▶ **DATASET EXCERPTS**:

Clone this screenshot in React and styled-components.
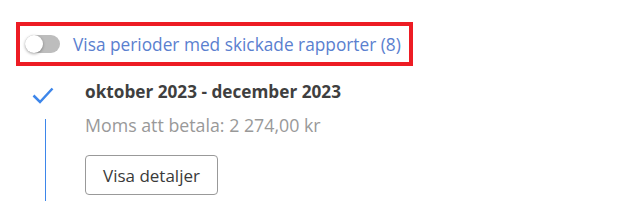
import styled, { createGlobalStyle } from "styled-components";

const GlobalStyle = createGlobalStyle`
    body {
        margin: 0;
        background: #ffffff;
        font-family: "Open Sans", "Liberation Sans", sans-serif;
    }
`;

export default function App() {
    return (
        <>
            <GlobalStyle />
            <Page>
                <FilterBox>
                    <Track>
                        <Thumb />
                    </Track>
                    <FilterLabel>Visa perioder med skickade rapporter (8)</FilterLabel>
                </FilterBox>
                <Period>
                    <Rail>
                        <svg width="22" height="17" viewBox="0 0 22 17">
                            <path d="M1.5 8.5 L8 15 L20.5 1.5" fill="none" stroke="#3d86ea" strokeWidth="2.5" />
                        </svg>
                        <Line />
                    </Rail>
                    <Content>
                        <PeriodTitle>oktober 2023 - december 2023</PeriodTitle>
                        <Amount>Moms att betala: 2 274,00 kr</Amount>
                        <Button>Visa detaljer</Button>
                    </Content>
                </Period>
            </Page>
        </>
    );
}

const Page = styled.div`
    padding: 22px 0 0 16px;
`;

const FilterBox = styled.div`
    display: inline-flex;
    align-items: center;
    gap: 13px;
    box-sizing: border-box;
    width: 397px;
    height: 44px;
    border: 4px solid #ed1c24;
    padding: 0 0 0 5px;
`;

const Track = styled.div`
    position: relative;
    width: 35px;
    height: 18px;
    border-radius: 9px;
    background: #bdbdbd;
`;

const Thumb = styled.div`
    position: absolute;
    left: 0;
    top: 0;
    width: 18px;
    height: 18px;
    border-radius: 50%;
    background: #ffffff;
    box-shadow: 0 1px 3px rgba(0, 0, 0, 0.35);
`;

const FilterLabel = styled.span`
    font-size: 17.3px;
    color: #5a80cf;
    white-space: nowrap;
`;

const Period = styled.div`
    display: flex;
    margin-top: 21px;
    padding-left: 16px;
`;

const Rail = styled.div`
    width: 53px;
    display: flex;
    flex-direction: column;
    align-items: flex-start;
`;

const Line = styled.div`
    width: 1px;
    height: 82px;
    margin: 15px 0 0 13px;
    background: #3d86ea;
`;

const Content = styled.div`
    display: flex;
    flex-direction: column;
    align-items: flex-start;
`;

const PeriodTitle = styled.div`
    font-size: 17.2px;
    font-weight: 700;
    color: #3f3f3f;
    line-height: 22px;
    margin-top: -6px;
`;

const Amount = styled.div`
    font-size: 17.8px;
    color: #999999;
    line-height: 24px;
    margin-top: 10px;
`;

const Button = styled.button`
    margin-top: 18px;
    height: 40px;
    padding: 0 17px;
    border: 1px solid #999999;
    border-radius: 4px;
    background: #ffffff;
    font-family: "Open Sans", "Liberation Sans", sans-serif;
    font-size: 17px;
    color: #3a3a3a;
`;
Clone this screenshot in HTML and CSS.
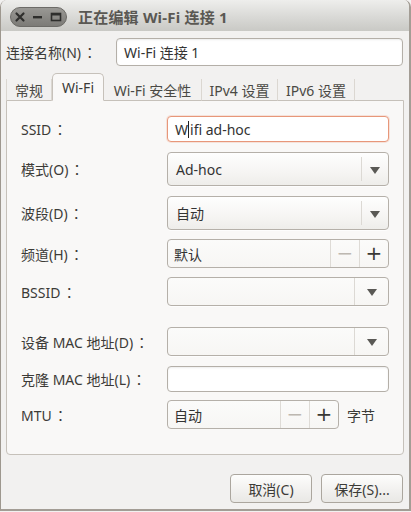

▶ **WHAT YOU WILL DO**: Restate the data above exactly, stripping out each image.

▶ **TASK RESULT**:
Clone this screenshot in React and styled-components.
import styled, { createGlobalStyle } from "styled-components";

const GlobalStyle = createGlobalStyle`
    body {
        margin: 0;
        background: #ffffff;
        font-family: "Open Sans", "Liberation Sans", sans-serif;
    }
`;

export default function App() {
    return (
        <>
            <GlobalStyle />
            <Page>
                <FilterBox>
                    <Track>
                        <Thumb />
                    </Track>
                    <FilterLabel>Visa perioder med skickade rapporter (8)</FilterLabel>
                </FilterBox>
                <Period>
                    <Rail>
                        <svg width="22" height="17" viewBox="0 0 22 17">
                            <path d="M1.5 8.5 L8 15 L20.5 1.5" fill="none" stroke="#3d86ea" strokeWidth="2.5" />
                        </svg>
                        <Line />
                    </Rail>
                    <Content>
                        <PeriodTitle>oktober 2023 - december 2023</PeriodTitle>
                        <Amount>Moms att betala: 2 274,00 kr</Amount>
                        <Button>Visa detaljer</Button>
                    </Content>
                </Period>
            </Page>
        </>
    );
}

const Page = styled.div`
    padding: 22px 0 0 16px;
`;

const FilterBox = styled.div`
    display: inline-flex;
    align-items: center;
    gap: 13px;
    box-sizing: border-box;
    width: 397px;
    height: 44px;
    border: 4px solid #ed1c24;
    padding: 0 0 0 5px;
`;

const Track = styled.div`
    position: relative;
    width: 35px;
    height: 18px;
    border-radius: 9px;
    background: #bdbdbd;
`;

const Thumb = styled.div`
    position: absolute;
    left: 0;
    top: 0;
    width: 18px;
    height: 18px;
    border-radius: 50%;
    background: #ffffff;
    box-shadow: 0 1px 3px rgba(0, 0, 0, 0.35);
`;

const FilterLabel = styled.span`
    font-size: 17.3px;
    color: #5a80cf;
    white-space: nowrap;
`;

const Period = styled.div`
    display: flex;
    margin-top: 21px;
    padding-left: 16px;
`;

const Rail = styled.div`
    width: 53px;
    display: flex;
    flex-direction: column;
    align-items: flex-start;
`;

const Line = styled.div`
    width: 1px;
    height: 82px;
    margin: 15px 0 0 13px;
    background: #3d86ea;
`;

const Content = styled.div`
    display: flex;
    flex-direction: column;
    align-items: flex-start;
`;

const PeriodTitle = styled.div`
    font-size: 17.2px;
    font-weight: 700;
    color: #3f3f3f;
    line-height: 22px;
    margin-top: -6px;
`;

const Amount = styled.div`
    font-size: 17.8px;
    color: #999999;
    line-height: 24px;
    margin-top: 10px;
`;

const Button = styled.button`
    margin-top: 18px;
    height: 40px;
    padding: 0 17px;
    border: 1px solid #999999;
    border-radius: 4px;
    background: #ffffff;
    font-family: "Open Sans", "Liberation Sans", sans-serif;
    font-size: 17px;
    color: #3a3a3a;
`;
Clone this screenshot in HTML and CSS.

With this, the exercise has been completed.